[begin Supplied data]

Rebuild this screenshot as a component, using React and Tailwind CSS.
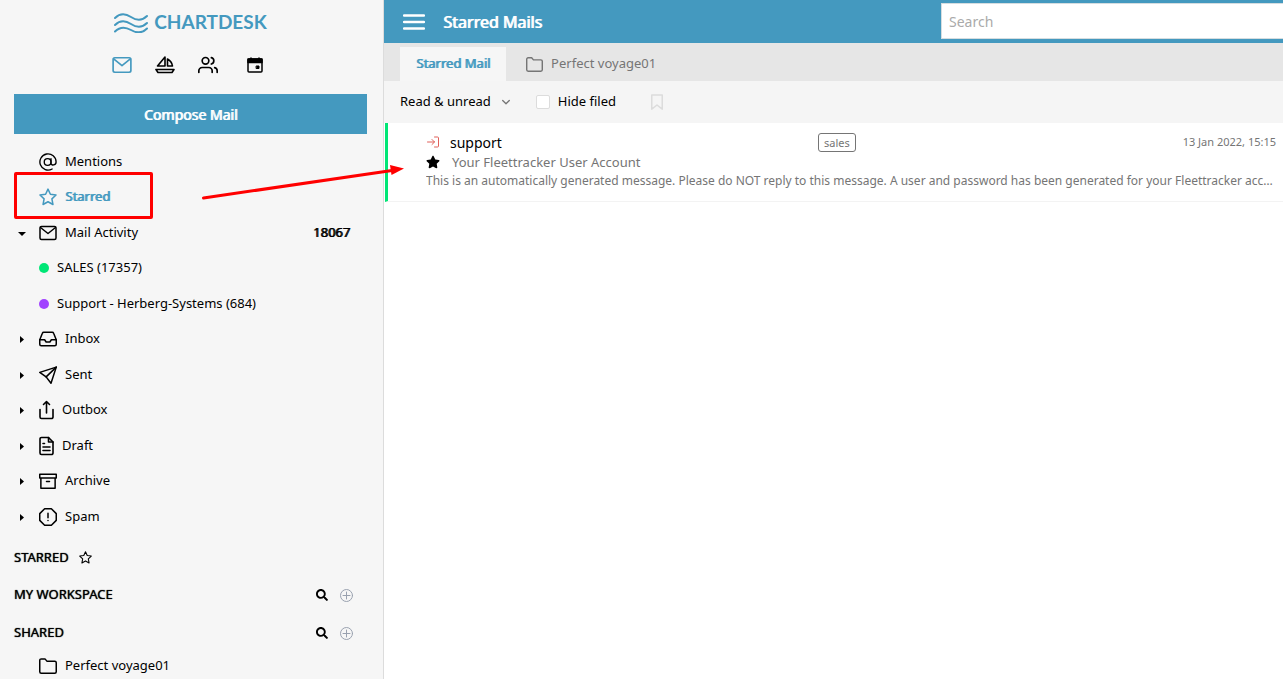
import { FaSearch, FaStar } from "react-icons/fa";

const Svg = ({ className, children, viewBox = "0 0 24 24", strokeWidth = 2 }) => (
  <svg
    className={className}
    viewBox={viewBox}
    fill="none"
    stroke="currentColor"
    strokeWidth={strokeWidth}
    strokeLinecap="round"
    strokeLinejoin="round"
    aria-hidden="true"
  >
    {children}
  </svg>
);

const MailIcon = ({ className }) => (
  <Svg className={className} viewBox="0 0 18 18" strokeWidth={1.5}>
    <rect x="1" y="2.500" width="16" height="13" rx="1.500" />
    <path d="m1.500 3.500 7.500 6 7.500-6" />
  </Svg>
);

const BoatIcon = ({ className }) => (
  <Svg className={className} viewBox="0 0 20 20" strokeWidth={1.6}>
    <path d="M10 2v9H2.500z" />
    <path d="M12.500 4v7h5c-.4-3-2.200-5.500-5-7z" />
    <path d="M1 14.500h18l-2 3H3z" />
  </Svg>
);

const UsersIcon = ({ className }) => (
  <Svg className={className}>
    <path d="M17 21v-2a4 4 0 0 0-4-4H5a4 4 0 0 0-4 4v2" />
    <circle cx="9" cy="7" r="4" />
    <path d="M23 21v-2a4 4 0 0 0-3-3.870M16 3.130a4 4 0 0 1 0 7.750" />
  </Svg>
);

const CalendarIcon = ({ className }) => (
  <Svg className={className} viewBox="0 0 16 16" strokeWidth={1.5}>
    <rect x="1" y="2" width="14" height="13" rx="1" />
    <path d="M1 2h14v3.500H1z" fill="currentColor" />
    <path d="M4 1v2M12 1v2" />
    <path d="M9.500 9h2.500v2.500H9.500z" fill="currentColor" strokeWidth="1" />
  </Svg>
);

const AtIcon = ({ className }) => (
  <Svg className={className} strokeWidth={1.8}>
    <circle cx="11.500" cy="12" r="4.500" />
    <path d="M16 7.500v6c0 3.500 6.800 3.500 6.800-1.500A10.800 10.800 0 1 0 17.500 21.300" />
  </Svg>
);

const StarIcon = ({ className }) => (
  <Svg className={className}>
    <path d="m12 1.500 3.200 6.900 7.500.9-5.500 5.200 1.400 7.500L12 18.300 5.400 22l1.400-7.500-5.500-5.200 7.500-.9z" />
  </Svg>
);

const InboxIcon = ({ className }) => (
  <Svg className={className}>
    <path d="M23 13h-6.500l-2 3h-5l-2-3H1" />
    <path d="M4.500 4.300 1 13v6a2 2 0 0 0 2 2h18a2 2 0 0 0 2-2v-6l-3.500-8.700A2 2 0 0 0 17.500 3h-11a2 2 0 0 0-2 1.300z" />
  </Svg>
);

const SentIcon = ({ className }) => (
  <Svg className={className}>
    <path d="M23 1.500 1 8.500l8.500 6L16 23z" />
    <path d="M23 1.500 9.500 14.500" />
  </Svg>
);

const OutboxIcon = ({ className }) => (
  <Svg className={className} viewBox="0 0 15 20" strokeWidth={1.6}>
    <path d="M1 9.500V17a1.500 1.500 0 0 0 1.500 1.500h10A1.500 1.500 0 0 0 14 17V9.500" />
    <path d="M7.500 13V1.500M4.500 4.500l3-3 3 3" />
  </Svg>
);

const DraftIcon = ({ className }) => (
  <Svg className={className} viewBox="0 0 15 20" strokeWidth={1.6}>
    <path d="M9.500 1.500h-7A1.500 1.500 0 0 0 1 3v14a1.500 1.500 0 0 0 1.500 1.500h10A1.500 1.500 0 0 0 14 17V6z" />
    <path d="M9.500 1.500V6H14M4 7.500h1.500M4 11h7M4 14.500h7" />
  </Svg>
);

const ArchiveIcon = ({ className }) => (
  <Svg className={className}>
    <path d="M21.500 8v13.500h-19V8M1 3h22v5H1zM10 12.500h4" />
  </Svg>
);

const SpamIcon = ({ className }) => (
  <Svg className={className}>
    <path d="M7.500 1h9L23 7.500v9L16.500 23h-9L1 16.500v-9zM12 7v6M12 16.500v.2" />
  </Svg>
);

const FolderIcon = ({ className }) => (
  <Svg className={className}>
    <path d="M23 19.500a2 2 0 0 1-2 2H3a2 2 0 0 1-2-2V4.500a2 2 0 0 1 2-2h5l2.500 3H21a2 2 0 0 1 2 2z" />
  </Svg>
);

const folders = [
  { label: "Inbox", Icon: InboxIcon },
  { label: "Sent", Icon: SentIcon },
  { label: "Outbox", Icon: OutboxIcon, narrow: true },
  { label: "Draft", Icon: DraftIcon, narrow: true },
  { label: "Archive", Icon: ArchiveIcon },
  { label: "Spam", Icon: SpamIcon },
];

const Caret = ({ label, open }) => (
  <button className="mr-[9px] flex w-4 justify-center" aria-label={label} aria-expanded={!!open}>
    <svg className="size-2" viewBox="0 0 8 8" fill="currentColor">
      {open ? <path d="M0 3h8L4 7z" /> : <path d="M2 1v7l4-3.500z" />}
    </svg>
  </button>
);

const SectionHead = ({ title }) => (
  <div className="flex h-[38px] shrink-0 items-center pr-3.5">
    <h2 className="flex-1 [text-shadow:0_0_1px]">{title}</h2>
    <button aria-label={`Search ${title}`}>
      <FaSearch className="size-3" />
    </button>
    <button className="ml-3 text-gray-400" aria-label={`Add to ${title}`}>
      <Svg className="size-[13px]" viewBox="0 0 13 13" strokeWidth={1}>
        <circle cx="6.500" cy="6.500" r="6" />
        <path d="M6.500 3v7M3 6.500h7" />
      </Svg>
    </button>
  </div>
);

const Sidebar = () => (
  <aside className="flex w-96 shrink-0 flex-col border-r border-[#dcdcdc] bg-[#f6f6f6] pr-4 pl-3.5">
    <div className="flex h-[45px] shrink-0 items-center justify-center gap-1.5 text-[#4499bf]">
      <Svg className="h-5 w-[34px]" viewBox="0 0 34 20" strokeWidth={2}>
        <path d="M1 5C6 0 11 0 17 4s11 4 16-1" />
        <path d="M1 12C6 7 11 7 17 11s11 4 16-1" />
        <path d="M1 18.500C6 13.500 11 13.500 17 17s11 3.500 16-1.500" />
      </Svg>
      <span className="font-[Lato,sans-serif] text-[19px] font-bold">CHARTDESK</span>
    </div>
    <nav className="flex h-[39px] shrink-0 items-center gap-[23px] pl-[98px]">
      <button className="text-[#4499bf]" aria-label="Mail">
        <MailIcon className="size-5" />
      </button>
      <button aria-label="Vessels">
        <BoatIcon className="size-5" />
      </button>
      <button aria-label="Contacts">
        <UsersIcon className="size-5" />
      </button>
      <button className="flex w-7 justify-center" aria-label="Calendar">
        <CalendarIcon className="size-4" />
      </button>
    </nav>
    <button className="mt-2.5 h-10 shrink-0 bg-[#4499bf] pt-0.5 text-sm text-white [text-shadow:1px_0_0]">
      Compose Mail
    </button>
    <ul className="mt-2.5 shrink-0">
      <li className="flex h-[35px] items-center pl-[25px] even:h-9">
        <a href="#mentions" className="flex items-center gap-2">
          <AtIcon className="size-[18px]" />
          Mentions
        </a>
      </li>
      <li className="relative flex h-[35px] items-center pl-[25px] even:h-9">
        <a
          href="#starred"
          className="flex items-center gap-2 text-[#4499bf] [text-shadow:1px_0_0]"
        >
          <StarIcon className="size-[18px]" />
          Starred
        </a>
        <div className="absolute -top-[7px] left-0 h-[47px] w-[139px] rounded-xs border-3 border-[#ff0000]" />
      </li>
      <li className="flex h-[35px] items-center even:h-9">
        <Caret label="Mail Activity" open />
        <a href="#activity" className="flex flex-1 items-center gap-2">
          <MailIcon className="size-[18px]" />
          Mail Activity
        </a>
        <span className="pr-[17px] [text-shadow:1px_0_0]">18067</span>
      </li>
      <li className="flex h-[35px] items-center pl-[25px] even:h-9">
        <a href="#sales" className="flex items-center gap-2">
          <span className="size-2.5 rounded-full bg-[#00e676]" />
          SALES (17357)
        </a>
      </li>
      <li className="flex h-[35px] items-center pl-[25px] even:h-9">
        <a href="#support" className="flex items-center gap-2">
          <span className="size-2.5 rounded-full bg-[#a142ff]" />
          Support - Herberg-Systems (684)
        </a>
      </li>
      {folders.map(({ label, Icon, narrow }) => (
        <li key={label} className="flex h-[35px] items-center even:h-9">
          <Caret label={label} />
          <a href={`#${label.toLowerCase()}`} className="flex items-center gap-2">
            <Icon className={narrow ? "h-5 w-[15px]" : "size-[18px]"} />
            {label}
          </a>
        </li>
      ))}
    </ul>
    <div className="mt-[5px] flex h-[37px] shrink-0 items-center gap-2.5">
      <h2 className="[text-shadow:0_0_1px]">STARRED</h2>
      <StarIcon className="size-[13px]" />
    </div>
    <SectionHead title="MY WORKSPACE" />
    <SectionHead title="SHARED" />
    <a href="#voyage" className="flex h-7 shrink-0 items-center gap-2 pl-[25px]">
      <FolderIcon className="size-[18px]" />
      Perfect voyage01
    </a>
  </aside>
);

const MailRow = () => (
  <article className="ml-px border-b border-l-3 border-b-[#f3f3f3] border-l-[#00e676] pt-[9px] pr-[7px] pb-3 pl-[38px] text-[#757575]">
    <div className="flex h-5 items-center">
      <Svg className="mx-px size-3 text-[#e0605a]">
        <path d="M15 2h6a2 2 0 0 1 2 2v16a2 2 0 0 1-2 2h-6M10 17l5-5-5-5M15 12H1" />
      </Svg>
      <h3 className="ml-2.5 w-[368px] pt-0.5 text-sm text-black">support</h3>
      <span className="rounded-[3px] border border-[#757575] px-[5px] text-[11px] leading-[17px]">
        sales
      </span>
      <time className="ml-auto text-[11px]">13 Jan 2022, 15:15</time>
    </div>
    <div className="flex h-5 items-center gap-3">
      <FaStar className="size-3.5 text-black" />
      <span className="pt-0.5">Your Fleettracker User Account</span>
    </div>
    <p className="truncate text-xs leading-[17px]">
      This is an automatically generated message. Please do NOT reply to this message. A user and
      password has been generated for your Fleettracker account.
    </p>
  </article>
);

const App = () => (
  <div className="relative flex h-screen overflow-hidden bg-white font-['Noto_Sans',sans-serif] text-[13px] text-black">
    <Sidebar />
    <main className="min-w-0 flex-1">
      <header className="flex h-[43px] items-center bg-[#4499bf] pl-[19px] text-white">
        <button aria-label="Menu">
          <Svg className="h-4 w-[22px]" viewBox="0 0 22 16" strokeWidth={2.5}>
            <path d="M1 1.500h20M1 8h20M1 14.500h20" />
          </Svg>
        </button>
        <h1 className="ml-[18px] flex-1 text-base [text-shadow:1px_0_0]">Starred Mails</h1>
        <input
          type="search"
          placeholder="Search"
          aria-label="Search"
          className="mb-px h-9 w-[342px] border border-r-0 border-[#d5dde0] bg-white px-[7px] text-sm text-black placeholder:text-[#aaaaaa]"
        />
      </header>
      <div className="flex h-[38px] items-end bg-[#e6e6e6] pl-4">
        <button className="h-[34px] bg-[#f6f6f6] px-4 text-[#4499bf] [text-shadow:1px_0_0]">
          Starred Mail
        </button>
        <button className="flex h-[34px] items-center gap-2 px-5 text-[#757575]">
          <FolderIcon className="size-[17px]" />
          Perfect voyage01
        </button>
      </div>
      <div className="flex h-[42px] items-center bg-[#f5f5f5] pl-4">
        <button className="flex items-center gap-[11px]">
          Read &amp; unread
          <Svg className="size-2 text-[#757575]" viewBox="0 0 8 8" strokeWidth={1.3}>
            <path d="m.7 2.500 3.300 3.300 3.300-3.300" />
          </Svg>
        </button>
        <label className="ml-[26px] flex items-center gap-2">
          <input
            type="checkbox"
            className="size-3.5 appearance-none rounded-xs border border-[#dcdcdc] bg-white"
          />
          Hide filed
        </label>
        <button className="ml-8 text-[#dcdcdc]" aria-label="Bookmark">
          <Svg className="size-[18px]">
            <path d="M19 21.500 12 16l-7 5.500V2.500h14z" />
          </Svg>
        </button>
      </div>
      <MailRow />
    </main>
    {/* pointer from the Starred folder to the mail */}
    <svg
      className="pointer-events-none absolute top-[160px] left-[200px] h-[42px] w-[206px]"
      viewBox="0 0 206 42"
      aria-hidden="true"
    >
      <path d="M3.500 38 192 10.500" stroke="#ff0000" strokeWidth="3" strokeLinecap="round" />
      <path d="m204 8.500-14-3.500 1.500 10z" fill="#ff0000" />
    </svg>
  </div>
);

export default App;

[end Supplied data]

- Task objective
Collect each line containing the string "this".

- Full output
Rebuild this screenshot as a component, using React and Tailwind CSS.
      This is an automatically generated message. Please do NOT reply to this message. A user and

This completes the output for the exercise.